ITEM 2. MANAGEMENT'S DISCUSSION AND ANALYSIS OF FINANCIAL CONDITION AND RESULTS
OF OPERATIONS - (CONTINUED)

     SPECIAL CHARGES. During the five years in the period ended January 1, 2000,
the Company moved substantially all of its sewing and finishing operations to
locations in the Caribbean, Mexico and Central America as part of its strategy
to reduce its cost structure and remain a low cost producer in the U.S. markets
it serves. In the third and fourth quarters of 1999, the Company recorded
charges for provisions and losses on the sale of close-out and irregular
inventory to reflect the reduced market prices for these categories of
inventory, costs related to impairment of certain European manufacturing
facilities, severance, a debt guarantee and other asset write-downs and
reserves.
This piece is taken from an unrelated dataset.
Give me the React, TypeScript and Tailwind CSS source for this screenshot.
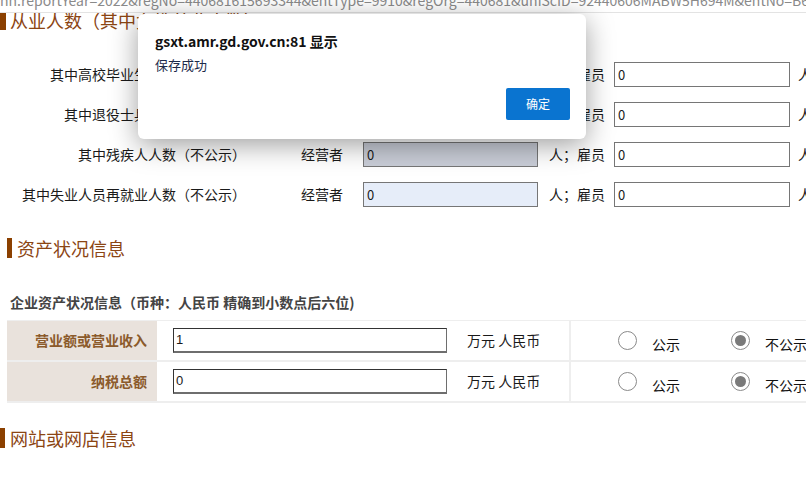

In the fourth quarter of 1997, the Company recorded charges for costs
related to the closing and disposal of a number of domestic manufacturing and
distribution facilities, impairment of manufacturing equipment and other assets
and certain European manufacturing and distribution facilities, and other costs
associated with the Company's world-wide restructuring of manufacturing and
distribution facilities. During 1995, the Company took several actions in an
effort to substantially reduce the Company's cost structure, streamline
operations and further improve customer service. These actions included the
closing of certain domestic manufacturing operations, further consolidation of
the Company's Gitano and licensed sportswear operations and the accelerated
migration of some sewing operations to lower cost, offshore locations. No
amounts were charged to results of operations during the first nine months of
2000 related to the above noted special charges. During the first nine months of
1999, $126,600,000 were charged to results of operations related to the above
noted special charges.

     In the third quarter of 2000, the Company incurred costs in connection with
the closure of several manufacturing facilities in Mexico, resulting in special
charges aggregating $13,100,000 for write-downs of inventory, other assets and
contractual obligations. These charges are included in results of operations in
the accompanying condensed consolidated financial statements.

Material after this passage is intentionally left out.